Deeper understanding
Valid during several weeks: This quality of time will help you to develop a deeper understanding of those psychological areas that are connected with the experience of pain, suffering and rejection. This influence is especially well suited to so deepening the understanding of these interrelations that the first inklings of how to carry out a healing can be perceived. During this phase it is important to talk to other people who are interested in this theme. This time is well suited to penetrating the complicated connections and dependencies between human behavior, the psyche and early injuries – to differentiate between cause and effect, whether for yourself or for someone who has confided in you.
activity period from middle of December 2009 until end of January 2010

It happened… Something happened so abruptly that it pulled out the rug that I stood on as it turned my world upside down – in the middle of December just as my horoscope suggested.
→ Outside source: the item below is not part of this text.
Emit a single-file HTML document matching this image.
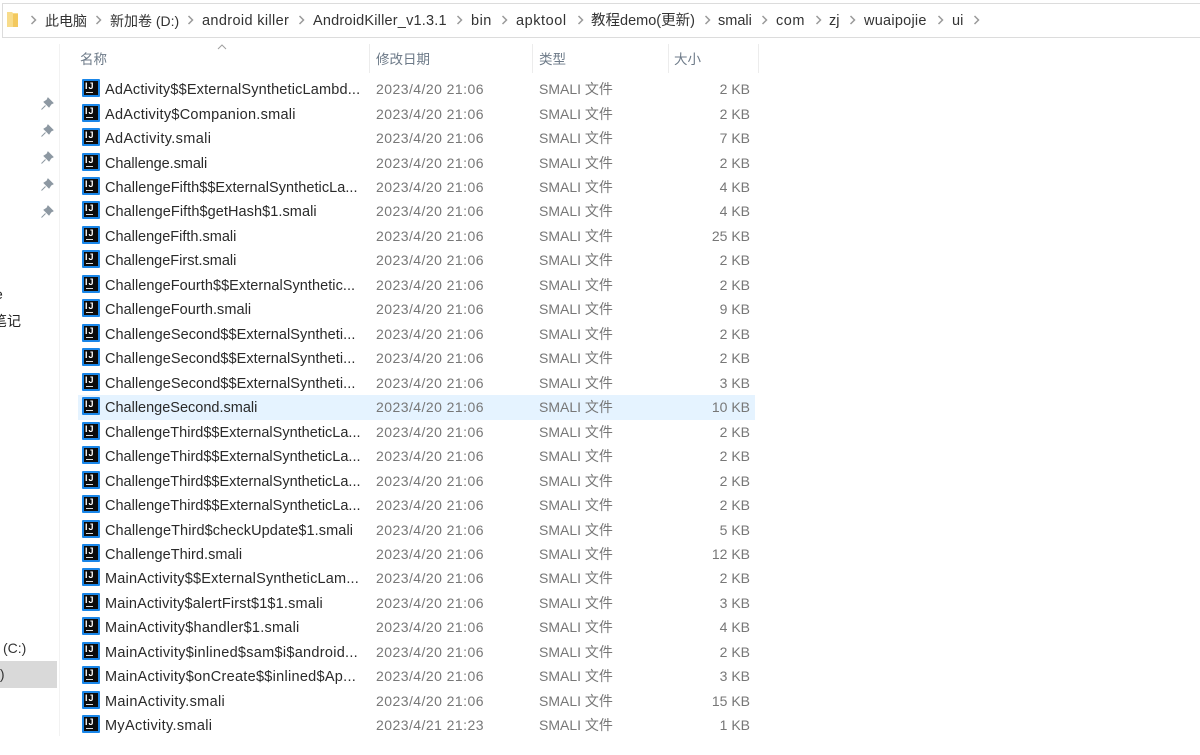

The pain was so quick and unexpected I didn’t know if I should laugh or cry. I felt thankful how these cured circumstances reflected  back to me. I felt humbled by the lessons I learned from this process. I even felt it was indeed a huge blessing to experience the deep pain of humanity. Yet at the same time the helplessness, suffering and rejection I felt inside still kept me crying at all hours of the day when no one is around. I can’t seem to shake it off. The worst part of it was that my recently published booked called Happiness By Definition all of a sudden seemed like a lie. I was no longer the happy, blissful social butterfly on the cover of the book – suddenly I’ve turned into an ogre! I didn’t know what to do and I couldn’t get myself to snap out of it. I was frustrated, resentful and wished things could change for the better.

This horoscope caught my eyes because I’ve finally experienced the sharp reality of rejection as I am learning to unlock my heart. In the past, I was always smart enough, clever enough or cute enough to get what I want – with my head. I didn’t suffer much when I didn’t get exactly what I wanted because nothing really mattered to me. I walked through life with a sense of aloofness and I thought I was on the top of my game. The truth is I didn’t understand the place of the heart. But lately being on the spiritual path my old strategies no longer worked. The universe had to show me a new way. So all the heartaches happened just in time – in the middle of December – just in time to teach me a lesson before the holidays. Perhaps it was finally time to heal the past wounds with my family before the new year. Perhaps it is time to learn this lesson now so I can understand the depth of humanity. Perhaps I wasn’t supposed to fight the incoming circumstances. Perhaps all these dreadful moments I’m going through is indeed a chance for me to grew into my authenticity. As I gazed onto the tear drops that turned into the perfect shape of a heart, I noticed my ever-changing unconditional love and my ever-expanding sense of compassion underneath the gut-retching pain. For a moment more, I found myself wishing the best for the man who acted as the sandpaper and sunshine to my soul. I saw why I had to fall in unconditional love with him and my love be completely rejected in return. I was in the deepest pain I’ve ever experienced because I have opened my heart. Yet at the same time I felt the tender healing underlying all that suffering, there is a great sense of freedom! As I opened up my heart even more wishing him happiness and true healing, I no longer cared if I was rejected. I just wanted the best for him in whatever he chooses. I can FEEL! I have a heart! I can love unconditionally!

Through this experience, I can relate to others much more sincerely. Because I have been gifted pain and healing, I know how to extend the gift of healing onto others I come in contact with. I am in a better place to help without judgement but with compassion.  I don’t know where my path will lead me. I do know that I will make more conscious choices out of courage, love, and compassion no matter where I go. I will not retaliate out of anger and I will not use anyone else to relieve my pain. I will walk head high, chest forward, with the support of my true integrity and live a life of authenticity.